Britain sees 'exceptionally high' anti-terror activity
British police are grappling with "exceptionally high" numbers of terrorism investigations and foiling several plots a year, the counter-terrorism chief warned on Friday.
"So far this year we have made 218 arrests and are running exceptionally high numbers of counter-terrorism investigations, the likes of which we have not seen for several years," national policing lead for counter terrorism Mark Rowley said in a statement.
"We are disrupting several attack plots a year."
Rowley said that the terrorism plots were "of varied sophistication, from individuals planning to carry out spontaneous yet deadly attacks to more complex conspiracies".
Almost all appeared to be directed from abroad or inspired by overseas terrorism, Rowley said.

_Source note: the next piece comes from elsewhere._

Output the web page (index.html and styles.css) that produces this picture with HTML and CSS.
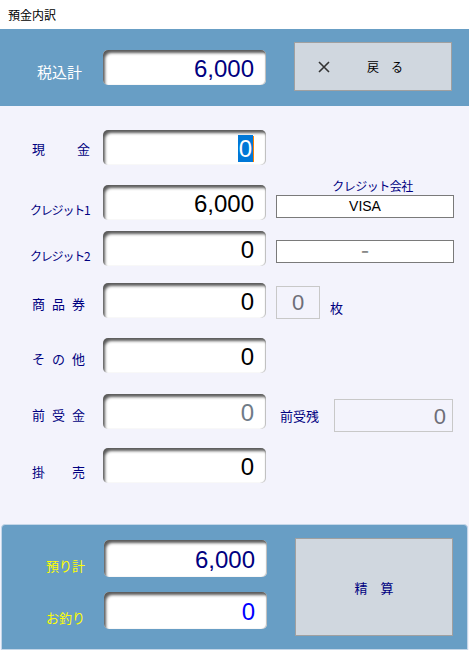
FILE: index.html
```html
<!DOCTYPE html>
<html lang="ja">
  <head>
    <meta charset="UTF-8" />
    <title>預金内訳</title>
    <link rel="stylesheet" href="styles.css">
  </head>
  <body>
    <div class="titlebar">預金内訳</div>

    <header class="band">
      <div class="lbl-top">税込計</div>
      <div class="box navy">6,000</div>
      <button class="btn back">
        <svg class="x" width="12" height="12" viewBox="0 0 12 12"><path d="M1 1L11 11M11 1L1 11" stroke="#333" stroke-width="1.6" fill="none"/></svg>
        <span>戻　る</span>
      </button>
    </header>

    <main class="form">
      <div class="lbl wide">現金</div>
      <div class="box"><span class="sel">0</span><span class="caret"></span></div>
      <div></div>

      <div class="lbl kana">クレジット1</div>
      <div class="box">6,000</div>
      <div class="card">
        <div class="card-lbl">クレジット会社</div>
        <div class="field">VISA</div>
      </div>

      <div class="lbl kana">クレジット2</div>
      <div class="box">0</div>
      <div class="card mid">
        <div class="field">－</div>
      </div>

      <div class="lbl">商品券</div>
      <div class="box">0</div>
      <div class="count">
        <div class="dim small">0</div>
        <span class="unit">枚</span>
      </div>

      <div class="lbl">その他</div>
      <div class="box">0</div>
      <div></div>

      <div class="lbl">前受金</div>
      <div class="box grey">0</div>
      <div class="rest">
        <span class="rest-lbl">前受残</span>
        <div class="dim big">0</div>
      </div>

      <div class="lbl wide2">掛売</div>
      <div class="box">0</div>
      <div></div>
    </main>

    <footer class="panel">
      <div class="lbl-yel">預り計</div>
      <div class="box navy tall">6,000</div>
      <button class="btn pay">精　算</button>
      <div class="lbl-yel r2">お釣り</div>
      <div class="box blue tall r2">0</div>
    </footer>
  </body>
</html>
```

FILE: styles.css
```css
body {
  margin: 0;
  width: 469px;
  height: 650px;
  overflow: hidden;
  background: #f3f3fc;
  font-family: "Noto Sans CJK JP", sans-serif;
}
.titlebar {
  height: 29px;
  background: white;
  font-size: 12px;
  line-height: 29px;
  padding-left: 8px;
  color: #000;
}

/* input look */
.box {
  height: 35px;
  box-sizing: border-box;
  background: white;
  border-radius: 5px;
  box-shadow: inset 3px 4px 3px -1px #5a5a5a, inset -1px 0 1px #bbb;
  font-family: "Liberation Sans", Arial, sans-serif;
  font-size: 24px;
  line-height: 37px;
  text-align: right;
  padding-right: 12px;
  color: #000;
}
.navy { color: #000080; }
.blue { color: #0000ff; }
.grey { color: #707b88; }
.tall { height: 37px; line-height: 39px; }

.sel {
  background: #0078d7;
  color: white;
  padding: 0 1px;
}
.caret {
  display: inline-block;
  width: 1px;
  height: 26px;
  background: #ff8000;
  vertical-align: -5px;
}

.btn {
  background: #d0d7df;
  border: 1px solid #a0a0a0;
  font-family: "Noto Sans CJK JP", sans-serif;
  color: #000;
  padding: 0;
}

.band {
  height: 77px;
  background: #689ec5;
  display: grid;
  grid-template-columns: 103px 163px 28px 158px;
  align-items: start;
}
.lbl-top {
  color: white;
  font-size: 15px;
  padding: 33px 0 0 37px;
  line-height: 20px;
}
.band .box { margin-top: 21px; }
.back {
  grid-column: 4;
  margin-top: 13px;
  height: 49px;
  display: flex;
  align-items: center;
  font-size: 12px;
}
.back .x {
  margin: 0 37px 0 23px;
}

.form {
  height: 418px;
  box-sizing: border-box;
  padding-top: 24px;
  display: grid;
  grid-template-columns: 103px 163px 1fr;
  grid-template-rows: 55px 46px 52px 55px 56px 54px 35px;
  align-items: start;
}
.lbl {
  height: 35px;
  display: flex;
  align-items: flex-end;
  padding: 0 0 5px 32px;
  box-sizing: border-box;
  color: #000080;
  font-size: 13px;
  letter-spacing: 7px;
  line-height: 18px;
  white-space: nowrap;
}
.lbl.wide { letter-spacing: 32px; padding-bottom: 7px; }
.lbl.wide2 { letter-spacing: 27px; padding-bottom: 2px; }
.lbl.kana {
  font-size: 12px;
  letter-spacing: -1.2px;
  padding: 0 0 1px 30px;
}

.card {
  height: 35px;
  padding-left: 10px;
  display: flex;
  flex-direction: column;
  justify-content: flex-end;
  padding-bottom: 2px;
  box-sizing: border-box;
}
.card.mid { justify-content: center; padding-top: 8px; }
.card-lbl {
  color: #000080;
  font-size: 12px;
  text-align: center;
  margin: -10px 0 2px;
  letter-spacing: -0.5px;
  line-height: 14px;
}
.field {
  width: 178px;
  height: 23px;
  box-sizing: border-box;
  border: 1px solid #7a7a7a;
  background: white;
  font-family: "Liberation Sans", Arial, sans-serif;
  font-size: 14px;
  line-height: 21px;
  text-align: center;
  color: #000;
}

.dim {
  box-sizing: border-box;
  border: 1px solid #c8c8c8;
  background: #f3f3fc;
  color: #6e6e78;
  font-family: "Liberation Sans", Arial, sans-serif;
  font-size: 22px;
}
.count {
  padding: 3px 0 0 10px;
  display: flex;
  align-items: flex-end;
}
.dim.small {
  width: 44px;
  height: 33px;
  line-height: 31px;
  text-align: center;
}
.unit {
  color: #000080;
  font-size: 13px;
  margin: 0 0 2px 10px;
}
.rest {
  padding: 5px 0 0 14px;
  display: flex;
  align-items: center;
}
.rest-lbl {
  color: #000080;
  font-size: 13px;
  width: 54px;
}
.dim.big {
  width: 119px;
  height: 33px;
  line-height: 33px;
  text-align: right;
  padding-right: 6px;
}

.panel {
  height: 126px;
  margin: 0 1px;
  box-sizing: border-box;
  background: #689ec5;
  border: 1px solid #c4d6e8;
  border-radius: 4px 4px 0 0;
  display: grid;
  grid-template-columns: 102px 163px 28px 158px;
  grid-template-rows: 52px 46px;
  padding-top: 15px;
}
.lbl-yel {
  grid-column: 1;
  color: #ffff00;
  font-size: 13px;
  padding: 17px 0 0 44px;
  line-height: 18px;
}
.panel .box { grid-column: 2; }
.panel .r2 { grid-row: 2; }
.pay {
  grid-column: 4;
  grid-row: 1 / 3;
  height: 98px;
  margin-top: -2px;
  color: #000080;
  font-size: 13px;
}
```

It comes after police arrested several people this month in what they said was a "significant" plot.
Britain raised its terror threat level to "severe" in August for the first time in three years.
The government has expressed concern that British-born jihadists who have travelled to Iraq and Syria could pose a threat if they return.
Over 500 British jihadists are estimated to be fighting in the two countries.
Rowley said that extremist groups are using social media in increasingly sophisticated ways, and that police remove over 1,000 pieces of extremist material from the internet each week.
"The growing problem of young, impressionable, and in some cases vulnerable, individuals being radicalised online is an increasing risk," Rowley said.
Much of the material relates to Iraq and Syria and some relates to beheadings, suicide and torture, Rowley said.
In all, 66 people have been reported missing to police are feared to have travelled to Syria, according to the anti-terror chief.